Your task:
Produce an exact transcription of the listing below, omitting the pictures.

Supplied material:
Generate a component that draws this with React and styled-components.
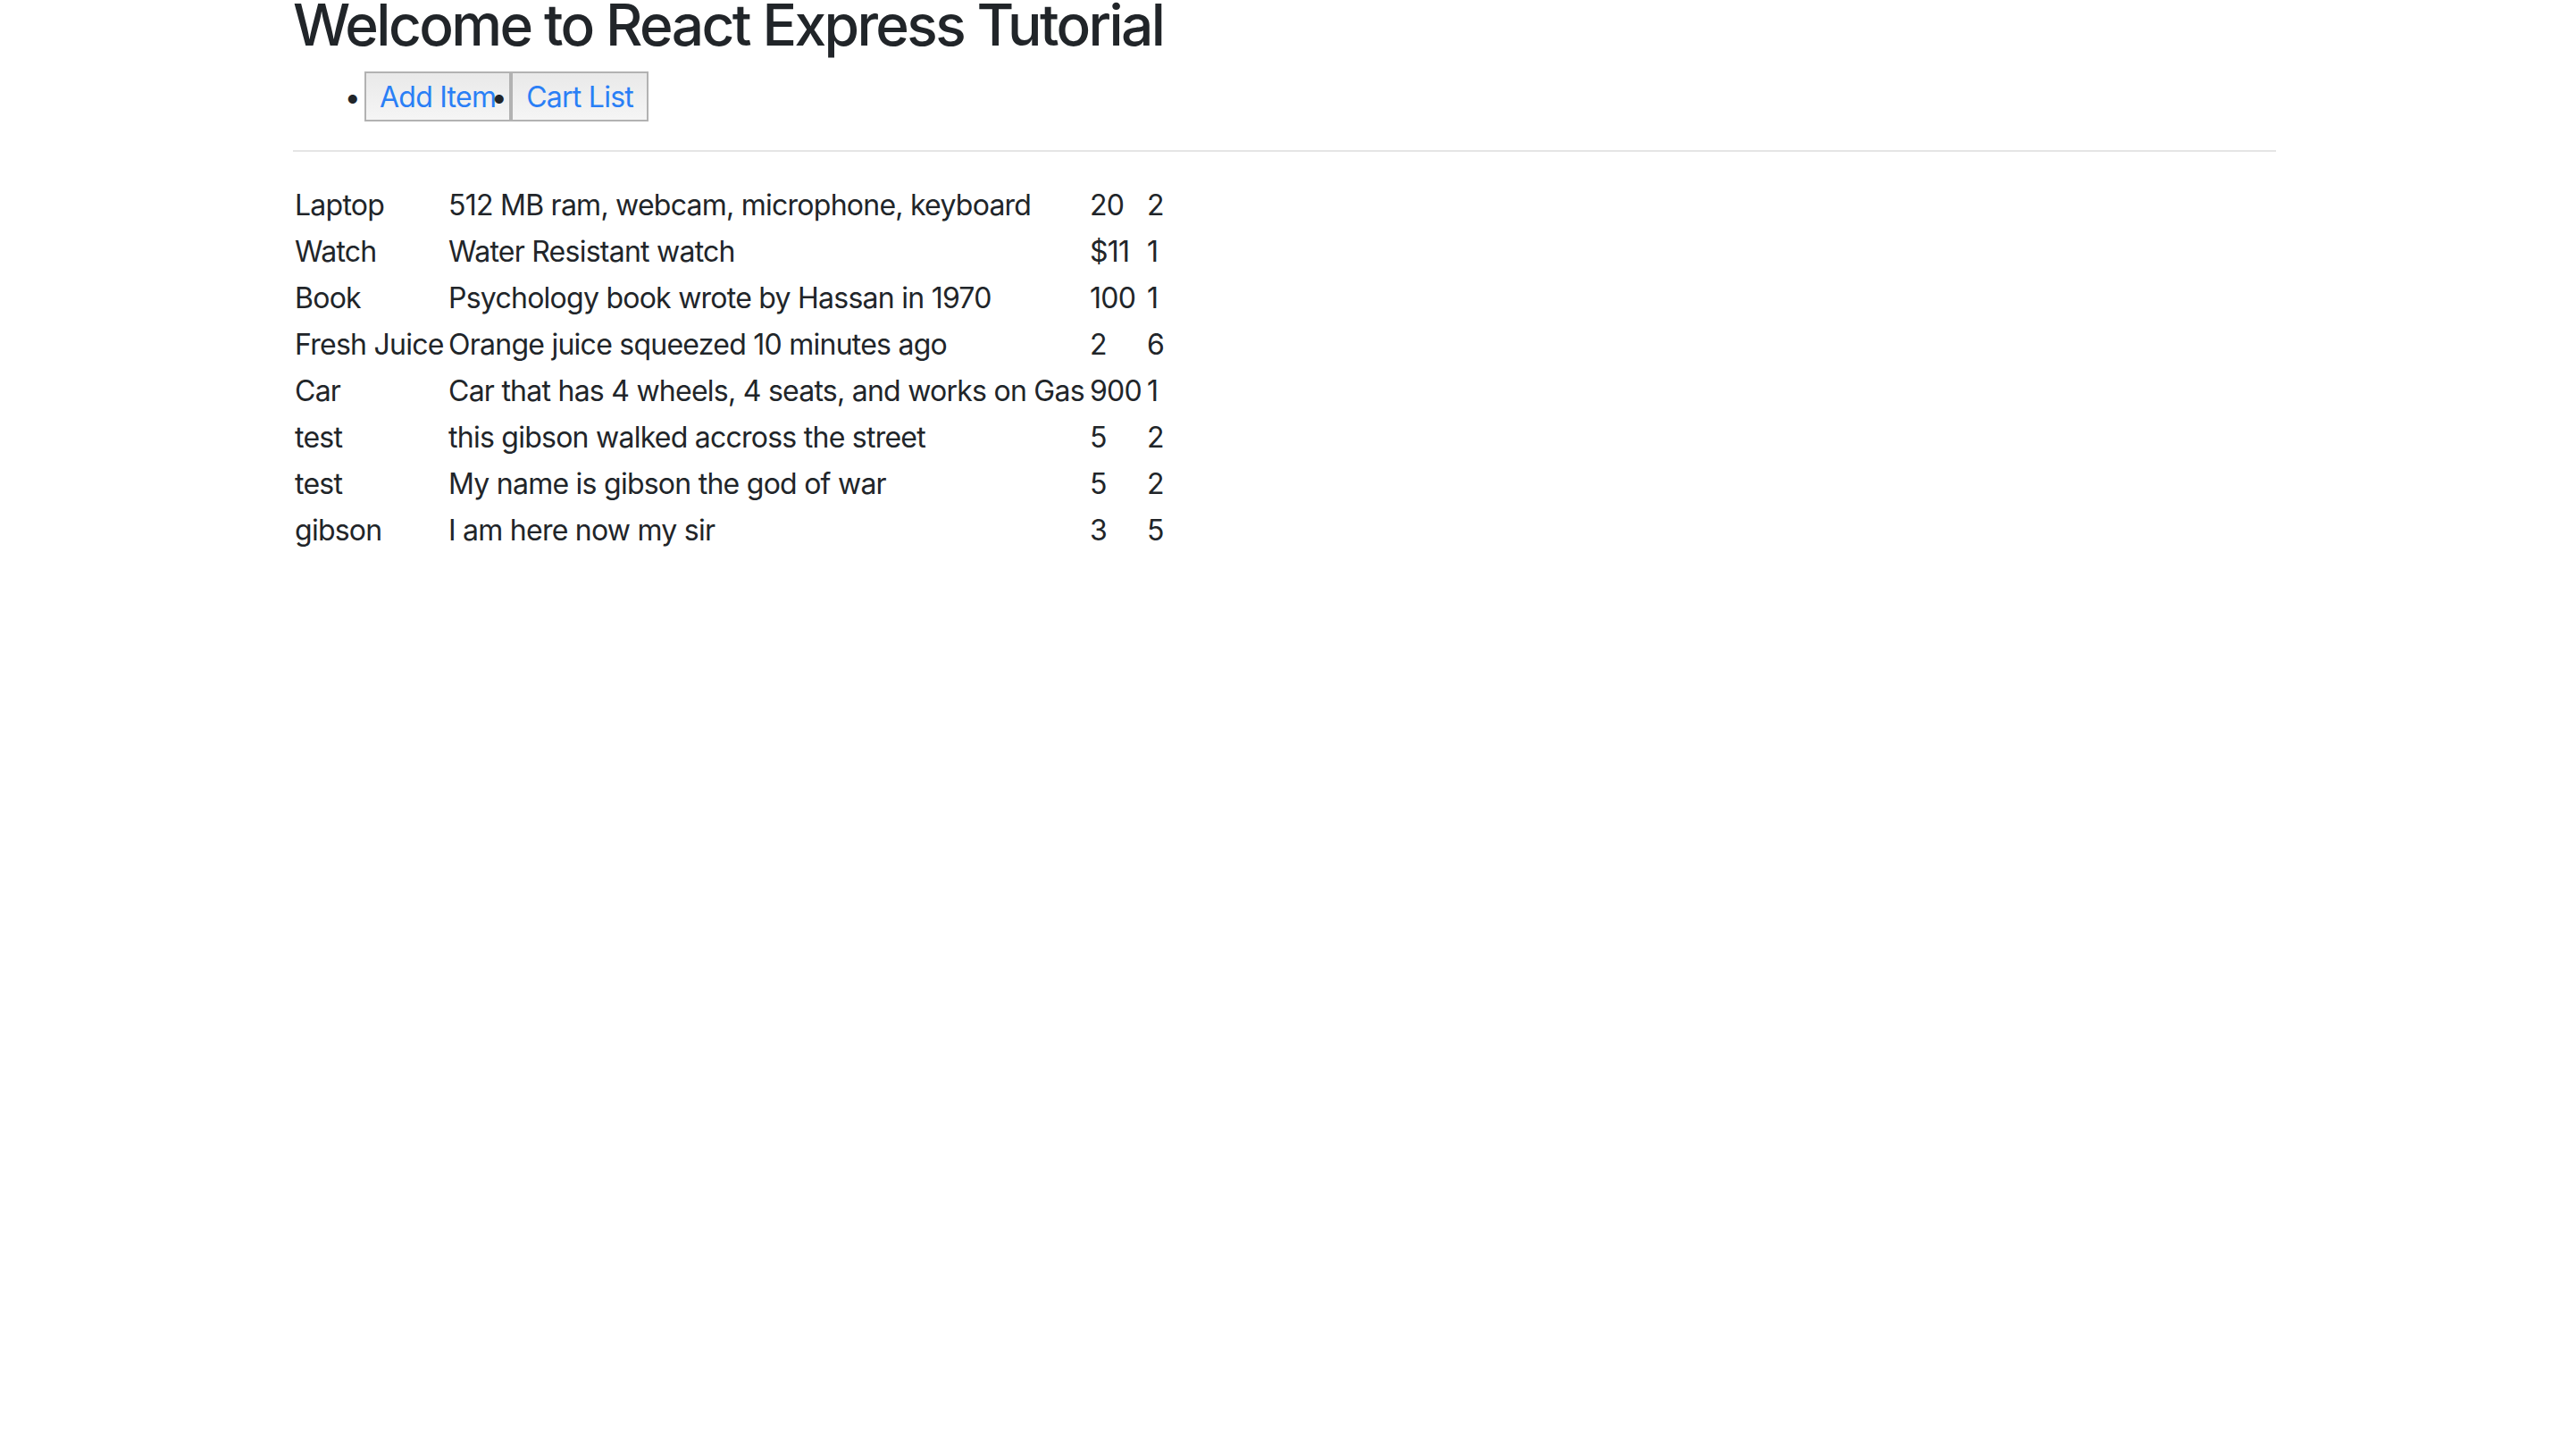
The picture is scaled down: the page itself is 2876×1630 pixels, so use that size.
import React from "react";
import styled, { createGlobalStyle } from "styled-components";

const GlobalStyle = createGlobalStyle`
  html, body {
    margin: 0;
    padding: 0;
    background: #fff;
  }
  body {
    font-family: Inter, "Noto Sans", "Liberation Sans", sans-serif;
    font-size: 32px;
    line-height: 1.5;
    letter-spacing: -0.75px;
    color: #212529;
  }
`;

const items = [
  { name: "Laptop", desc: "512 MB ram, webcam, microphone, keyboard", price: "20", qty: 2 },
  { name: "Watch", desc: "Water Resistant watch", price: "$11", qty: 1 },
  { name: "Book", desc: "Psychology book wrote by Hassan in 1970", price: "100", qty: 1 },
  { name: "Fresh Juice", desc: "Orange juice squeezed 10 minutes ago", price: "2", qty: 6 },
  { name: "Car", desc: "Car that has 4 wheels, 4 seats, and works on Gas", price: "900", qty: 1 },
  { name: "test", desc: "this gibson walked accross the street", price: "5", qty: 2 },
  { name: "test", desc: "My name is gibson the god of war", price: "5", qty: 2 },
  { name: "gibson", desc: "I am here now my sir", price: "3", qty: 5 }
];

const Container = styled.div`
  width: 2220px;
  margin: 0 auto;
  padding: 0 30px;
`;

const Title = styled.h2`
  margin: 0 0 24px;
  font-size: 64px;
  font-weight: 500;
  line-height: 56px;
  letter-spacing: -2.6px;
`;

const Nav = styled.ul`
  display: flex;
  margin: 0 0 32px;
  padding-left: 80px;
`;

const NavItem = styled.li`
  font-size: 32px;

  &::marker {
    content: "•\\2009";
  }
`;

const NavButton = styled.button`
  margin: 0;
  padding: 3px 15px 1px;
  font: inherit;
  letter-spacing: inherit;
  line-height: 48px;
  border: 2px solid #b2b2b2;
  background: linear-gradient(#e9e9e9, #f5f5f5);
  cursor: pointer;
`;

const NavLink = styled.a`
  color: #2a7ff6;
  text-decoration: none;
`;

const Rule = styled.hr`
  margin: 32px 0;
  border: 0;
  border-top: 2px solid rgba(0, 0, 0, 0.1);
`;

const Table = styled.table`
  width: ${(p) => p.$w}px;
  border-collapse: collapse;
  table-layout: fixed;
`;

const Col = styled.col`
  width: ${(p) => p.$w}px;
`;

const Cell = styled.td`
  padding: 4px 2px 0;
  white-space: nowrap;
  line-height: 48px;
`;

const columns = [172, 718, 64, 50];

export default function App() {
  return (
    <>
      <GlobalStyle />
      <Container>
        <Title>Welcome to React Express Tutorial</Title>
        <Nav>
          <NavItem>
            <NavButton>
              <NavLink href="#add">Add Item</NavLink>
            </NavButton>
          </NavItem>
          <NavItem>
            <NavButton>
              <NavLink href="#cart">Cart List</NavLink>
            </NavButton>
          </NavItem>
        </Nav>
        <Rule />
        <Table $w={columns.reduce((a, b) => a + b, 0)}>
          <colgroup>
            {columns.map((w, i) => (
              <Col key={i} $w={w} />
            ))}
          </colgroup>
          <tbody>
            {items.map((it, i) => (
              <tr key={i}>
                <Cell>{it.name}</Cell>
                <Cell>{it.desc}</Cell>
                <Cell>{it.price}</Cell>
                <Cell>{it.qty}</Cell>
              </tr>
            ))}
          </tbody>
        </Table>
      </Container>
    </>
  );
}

Answer below:
Generate a component that draws this with React and styled-components.
The picture is scaled down: the page itself is 2876×1630 pixels, so use that size.
import React from "react";
import styled, { createGlobalStyle } from "styled-components";

const GlobalStyle = createGlobalStyle`
  html, body {
    margin: 0;
    padding: 0;
    background: #fff;
  }
  body {
    font-family: Inter, "Noto Sans", "Liberation Sans", sans-serif;
    font-size: 32px;
    line-height: 1.5;
    letter-spacing: -0.75px;
    color: #212529;
  }
`;

const items = [
  { name: "Laptop", desc: "512 MB ram, webcam, microphone, keyboard", price: "20", qty: 2 },
  { name: "Watch", desc: "Water Resistant watch", price: "$11", qty: 1 },
  { name: "Book", desc: "Psychology book wrote by Hassan in 1970", price: "100", qty: 1 },
  { name: "Fresh Juice", desc: "Orange juice squeezed 10 minutes ago", price: "2", qty: 6 },
  { name: "Car", desc: "Car that has 4 wheels, 4 seats, and works on Gas", price: "900", qty: 1 },
  { name: "test", desc: "this gibson walked accross the street", price: "5", qty: 2 },
  { name: "test", desc: "My name is gibson the god of war", price: "5", qty: 2 },
  { name: "gibson", desc: "I am here now my sir", price: "3", qty: 5 }
];

const Container = styled.div`
  width: 2220px;
  margin: 0 auto;
  padding: 0 30px;
`;

const Title = styled.h2`
  margin: 0 0 24px;
  font-size: 64px;
  font-weight: 500;
  line-height: 56px;
  letter-spacing: -2.6px;
`;

const Nav = styled.ul`
  display: flex;
  margin: 0 0 32px;
  padding-left: 80px;
`;

const NavItem = styled.li`
  font-size: 32px;

  &::marker {
    content: "•\\2009";
  }
`;

const NavButton = styled.button`
  margin: 0;
  padding: 3px 15px 1px;
  font: inherit;
  letter-spacing: inherit;
  line-height: 48px;
  border: 2px solid #b2b2b2;
  background: linear-gradient(#e9e9e9, #f5f5f5);
  cursor: pointer;
`;

const NavLink = styled.a`
  color: #2a7ff6;
  text-decoration: none;
`;

const Rule = styled.hr`
  margin: 32px 0;
  border: 0;
  border-top: 2px solid rgba(0, 0, 0, 0.1);
`;

const Table = styled.table`
  width: ${(p) => p.$w}px;
  border-collapse: collapse;
  table-layout: fixed;
`;

const Col = styled.col`
  width: ${(p) => p.$w}px;
`;

const Cell = styled.td`
  padding: 4px 2px 0;
  white-space: nowrap;
  line-height: 48px;
`;

const columns = [172, 718, 64, 50];

export default function App() {
  return (
    <>
      <GlobalStyle />
      <Container>
        <Title>Welcome to React Express Tutorial</Title>
        <Nav>
          <NavItem>
            <NavButton>
              <NavLink href="#add">Add Item</NavLink>
            </NavButton>
          </NavItem>
          <NavItem>
            <NavButton>
              <NavLink href="#cart">Cart List</NavLink>
            </NavButton>
          </NavItem>
        </Nav>
        <Rule />
        <Table $w={columns.reduce((a, b) => a + b, 0)}>
          <colgroup>
            {columns.map((w, i) => (
              <Col key={i} $w={w} />
            ))}
          </colgroup>
          <tbody>
            {items.map((it, i) => (
              <tr key={i}>
                <Cell>{it.name}</Cell>
                <Cell>{it.desc}</Cell>
                <Cell>{it.price}</Cell>
                <Cell>{it.qty}</Cell>
              </tr>
            ))}
          </tbody>
        </Table>
      </Container>
    </>
  );
}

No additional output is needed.